What is asked: Repeat the full listing below verbatim and keep the images out.

Provided material:
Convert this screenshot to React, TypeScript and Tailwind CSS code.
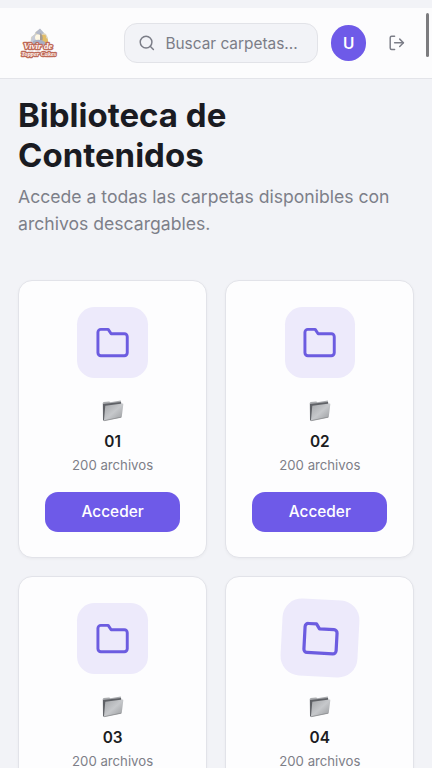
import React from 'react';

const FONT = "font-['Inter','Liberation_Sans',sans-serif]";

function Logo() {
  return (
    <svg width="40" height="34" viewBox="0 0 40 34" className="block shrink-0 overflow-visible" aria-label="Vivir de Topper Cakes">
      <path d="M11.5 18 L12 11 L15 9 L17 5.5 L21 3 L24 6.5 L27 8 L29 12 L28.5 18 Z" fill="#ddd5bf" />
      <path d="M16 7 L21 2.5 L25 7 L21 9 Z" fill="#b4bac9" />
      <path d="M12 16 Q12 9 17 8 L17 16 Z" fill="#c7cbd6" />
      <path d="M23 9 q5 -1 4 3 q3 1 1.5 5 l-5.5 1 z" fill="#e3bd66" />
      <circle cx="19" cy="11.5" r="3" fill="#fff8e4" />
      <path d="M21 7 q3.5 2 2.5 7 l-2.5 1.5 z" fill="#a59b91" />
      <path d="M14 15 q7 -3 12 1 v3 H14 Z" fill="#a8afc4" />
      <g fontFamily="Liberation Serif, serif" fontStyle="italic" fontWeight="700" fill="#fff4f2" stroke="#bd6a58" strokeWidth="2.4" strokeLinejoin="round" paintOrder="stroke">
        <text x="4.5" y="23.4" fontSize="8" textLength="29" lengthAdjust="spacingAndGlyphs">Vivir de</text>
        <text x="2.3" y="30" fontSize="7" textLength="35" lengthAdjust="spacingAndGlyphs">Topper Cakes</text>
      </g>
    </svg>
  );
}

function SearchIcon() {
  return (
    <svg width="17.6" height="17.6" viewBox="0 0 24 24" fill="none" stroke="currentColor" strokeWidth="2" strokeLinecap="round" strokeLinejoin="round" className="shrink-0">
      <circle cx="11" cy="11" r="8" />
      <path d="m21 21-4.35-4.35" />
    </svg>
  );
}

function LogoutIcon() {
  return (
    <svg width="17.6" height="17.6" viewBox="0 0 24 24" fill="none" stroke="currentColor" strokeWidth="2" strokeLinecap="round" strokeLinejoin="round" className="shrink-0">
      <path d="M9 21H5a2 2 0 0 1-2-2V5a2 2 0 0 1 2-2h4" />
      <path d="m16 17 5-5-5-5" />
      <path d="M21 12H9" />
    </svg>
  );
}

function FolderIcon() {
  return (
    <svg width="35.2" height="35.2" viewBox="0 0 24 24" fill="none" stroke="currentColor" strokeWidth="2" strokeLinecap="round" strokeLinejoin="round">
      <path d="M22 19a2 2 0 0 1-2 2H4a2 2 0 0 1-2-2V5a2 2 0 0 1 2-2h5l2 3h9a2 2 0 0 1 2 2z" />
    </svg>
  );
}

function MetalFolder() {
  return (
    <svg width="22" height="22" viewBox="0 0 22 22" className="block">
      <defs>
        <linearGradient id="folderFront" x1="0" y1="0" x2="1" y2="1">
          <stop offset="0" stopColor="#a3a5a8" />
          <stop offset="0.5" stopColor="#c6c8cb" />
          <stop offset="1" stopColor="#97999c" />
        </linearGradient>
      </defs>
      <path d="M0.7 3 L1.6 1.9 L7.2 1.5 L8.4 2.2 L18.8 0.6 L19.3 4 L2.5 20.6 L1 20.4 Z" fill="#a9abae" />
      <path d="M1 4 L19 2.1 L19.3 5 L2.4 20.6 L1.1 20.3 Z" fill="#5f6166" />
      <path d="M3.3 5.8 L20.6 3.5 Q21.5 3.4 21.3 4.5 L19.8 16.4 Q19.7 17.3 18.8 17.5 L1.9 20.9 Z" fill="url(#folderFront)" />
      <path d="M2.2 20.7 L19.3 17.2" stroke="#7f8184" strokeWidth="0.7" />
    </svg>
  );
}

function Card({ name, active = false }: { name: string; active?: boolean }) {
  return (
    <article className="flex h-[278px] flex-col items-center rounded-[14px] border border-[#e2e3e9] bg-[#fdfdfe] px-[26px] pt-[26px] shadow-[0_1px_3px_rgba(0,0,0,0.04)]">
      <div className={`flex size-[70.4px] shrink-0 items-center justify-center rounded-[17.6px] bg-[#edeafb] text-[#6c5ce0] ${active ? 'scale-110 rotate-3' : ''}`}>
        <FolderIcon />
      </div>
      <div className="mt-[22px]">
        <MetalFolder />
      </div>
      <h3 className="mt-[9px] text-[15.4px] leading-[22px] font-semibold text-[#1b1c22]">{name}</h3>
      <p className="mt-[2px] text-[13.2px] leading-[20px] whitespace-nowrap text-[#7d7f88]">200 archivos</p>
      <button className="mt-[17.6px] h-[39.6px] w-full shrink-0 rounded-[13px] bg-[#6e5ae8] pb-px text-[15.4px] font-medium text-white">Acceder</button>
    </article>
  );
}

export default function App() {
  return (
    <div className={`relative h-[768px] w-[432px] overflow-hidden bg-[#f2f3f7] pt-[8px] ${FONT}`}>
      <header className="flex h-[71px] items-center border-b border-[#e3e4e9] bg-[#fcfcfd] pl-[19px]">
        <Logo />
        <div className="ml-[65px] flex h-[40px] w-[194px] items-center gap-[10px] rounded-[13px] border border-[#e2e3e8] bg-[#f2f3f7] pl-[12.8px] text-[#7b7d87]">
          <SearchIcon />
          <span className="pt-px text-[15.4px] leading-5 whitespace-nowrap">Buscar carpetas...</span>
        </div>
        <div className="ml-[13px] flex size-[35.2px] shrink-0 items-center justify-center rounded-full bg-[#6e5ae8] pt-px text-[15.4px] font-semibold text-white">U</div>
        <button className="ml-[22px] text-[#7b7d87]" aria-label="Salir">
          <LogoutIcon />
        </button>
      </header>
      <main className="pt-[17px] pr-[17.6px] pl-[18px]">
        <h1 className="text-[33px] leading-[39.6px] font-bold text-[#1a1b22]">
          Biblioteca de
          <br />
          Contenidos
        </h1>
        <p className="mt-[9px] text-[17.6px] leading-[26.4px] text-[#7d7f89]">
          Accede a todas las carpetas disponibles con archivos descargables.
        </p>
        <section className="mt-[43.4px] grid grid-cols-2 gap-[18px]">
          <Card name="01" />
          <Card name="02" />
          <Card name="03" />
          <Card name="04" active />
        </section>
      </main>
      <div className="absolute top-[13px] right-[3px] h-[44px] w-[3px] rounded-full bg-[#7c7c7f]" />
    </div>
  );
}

Completed task:
Convert this screenshot to React, TypeScript and Tailwind CSS code.
import React from 'react';

const FONT = "font-['Inter','Liberation_Sans',sans-serif]";

function Logo() {
  return (
    <svg width="40" height="34" viewBox="0 0 40 34" className="block shrink-0 overflow-visible" aria-label="Vivir de Topper Cakes">
      <path d="M11.5 18 L12 11 L15 9 L17 5.5 L21 3 L24 6.5 L27 8 L29 12 L28.5 18 Z" fill="#ddd5bf" />
      <path d="M16 7 L21 2.5 L25 7 L21 9 Z" fill="#b4bac9" />
      <path d="M12 16 Q12 9 17 8 L17 16 Z" fill="#c7cbd6" />
      <path d="M23 9 q5 -1 4 3 q3 1 1.5 5 l-5.5 1 z" fill="#e3bd66" />
      <circle cx="19" cy="11.5" r="3" fill="#fff8e4" />
      <path d="M21 7 q3.5 2 2.5 7 l-2.5 1.5 z" fill="#a59b91" />
      <path d="M14 15 q7 -3 12 1 v3 H14 Z" fill="#a8afc4" />
      <g fontFamily="Liberation Serif, serif" fontStyle="italic" fontWeight="700" fill="#fff4f2" stroke="#bd6a58" strokeWidth="2.4" strokeLinejoin="round" paintOrder="stroke">
        <text x="4.5" y="23.4" fontSize="8" textLength="29" lengthAdjust="spacingAndGlyphs">Vivir de</text>
        <text x="2.3" y="30" fontSize="7" textLength="35" lengthAdjust="spacingAndGlyphs">Topper Cakes</text>
      </g>
    </svg>
  );
}

function SearchIcon() {
  return (
    <svg width="17.6" height="17.6" viewBox="0 0 24 24" fill="none" stroke="currentColor" strokeWidth="2" strokeLinecap="round" strokeLinejoin="round" className="shrink-0">
      <circle cx="11" cy="11" r="8" />
      <path d="m21 21-4.35-4.35" />
    </svg>
  );
}

function LogoutIcon() {
  return (
    <svg width="17.6" height="17.6" viewBox="0 0 24 24" fill="none" stroke="currentColor" strokeWidth="2" strokeLinecap="round" strokeLinejoin="round" className="shrink-0">
      <path d="M9 21H5a2 2 0 0 1-2-2V5a2 2 0 0 1 2-2h4" />
      <path d="m16 17 5-5-5-5" />
      <path d="M21 12H9" />
    </svg>
  );
}

function FolderIcon() {
  return (
    <svg width="35.2" height="35.2" viewBox="0 0 24 24" fill="none" stroke="currentColor" strokeWidth="2" strokeLinecap="round" strokeLinejoin="round">
      <path d="M22 19a2 2 0 0 1-2 2H4a2 2 0 0 1-2-2V5a2 2 0 0 1 2-2h5l2 3h9a2 2 0 0 1 2 2z" />
    </svg>
  );
}

function MetalFolder() {
  return (
    <svg width="22" height="22" viewBox="0 0 22 22" className="block">
      <defs>
        <linearGradient id="folderFront" x1="0" y1="0" x2="1" y2="1">
          <stop offset="0" stopColor="#a3a5a8" />
          <stop offset="0.5" stopColor="#c6c8cb" />
          <stop offset="1" stopColor="#97999c" />
        </linearGradient>
      </defs>
      <path d="M0.7 3 L1.6 1.9 L7.2 1.5 L8.4 2.2 L18.8 0.6 L19.3 4 L2.5 20.6 L1 20.4 Z" fill="#a9abae" />
      <path d="M1 4 L19 2.1 L19.3 5 L2.4 20.6 L1.1 20.3 Z" fill="#5f6166" />
      <path d="M3.3 5.8 L20.6 3.5 Q21.5 3.4 21.3 4.5 L19.8 16.4 Q19.7 17.3 18.8 17.5 L1.9 20.9 Z" fill="url(#folderFront)" />
      <path d="M2.2 20.7 L19.3 17.2" stroke="#7f8184" strokeWidth="0.7" />
    </svg>
  );
}

function Card({ name, active = false }: { name: string; active?: boolean }) {
  return (
    <article className="flex h-[278px] flex-col items-center rounded-[14px] border border-[#e2e3e9] bg-[#fdfdfe] px-[26px] pt-[26px] shadow-[0_1px_3px_rgba(0,0,0,0.04)]">
      <div className={`flex size-[70.4px] shrink-0 items-center justify-center rounded-[17.6px] bg-[#edeafb] text-[#6c5ce0] ${active ? 'scale-110 rotate-3' : ''}`}>
        <FolderIcon />
      </div>
      <div className="mt-[22px]">
        <MetalFolder />
      </div>
      <h3 className="mt-[9px] text-[15.4px] leading-[22px] font-semibold text-[#1b1c22]">{name}</h3>
      <p className="mt-[2px] text-[13.2px] leading-[20px] whitespace-nowrap text-[#7d7f88]">200 archivos</p>
      <button className="mt-[17.6px] h-[39.6px] w-full shrink-0 rounded-[13px] bg-[#6e5ae8] pb-px text-[15.4px] font-medium text-white">Acceder</button>
    </article>
  );
}

export default function App() {
  return (
    <div className={`relative h-[768px] w-[432px] overflow-hidden bg-[#f2f3f7] pt-[8px] ${FONT}`}>
      <header className="flex h-[71px] items-center border-b border-[#e3e4e9] bg-[#fcfcfd] pl-[19px]">
        <Logo />
        <div className="ml-[65px] flex h-[40px] w-[194px] items-center gap-[10px] rounded-[13px] border border-[#e2e3e8] bg-[#f2f3f7] pl-[12.8px] text-[#7b7d87]">
          <SearchIcon />
          <span className="pt-px text-[15.4px] leading-5 whitespace-nowrap">Buscar carpetas...</span>
        </div>
        <div className="ml-[13px] flex size-[35.2px] shrink-0 items-center justify-center rounded-full bg-[#6e5ae8] pt-px text-[15.4px] font-semibold text-white">U</div>
        <button className="ml-[22px] text-[#7b7d87]" aria-label="Salir">
          <LogoutIcon />
        </button>
      </header>
      <main className="pt-[17px] pr-[17.6px] pl-[18px]">
        <h1 className="text-[33px] leading-[39.6px] font-bold text-[#1a1b22]">
          Biblioteca de
          <br />
          Contenidos
        </h1>
        <p className="mt-[9px] text-[17.6px] leading-[26.4px] text-[#7d7f89]">
          Accede a todas las carpetas disponibles con archivos descargables.
        </p>
        <section className="mt-[43.4px] grid grid-cols-2 gap-[18px]">
          <Card name="01" />
          <Card name="02" />
          <Card name="03" />
          <Card name="04" active />
        </section>
      </main>
      <div className="absolute top-[13px] right-[3px] h-[44px] w-[3px] rounded-full bg-[#7c7c7f]" />
    </div>
  );
}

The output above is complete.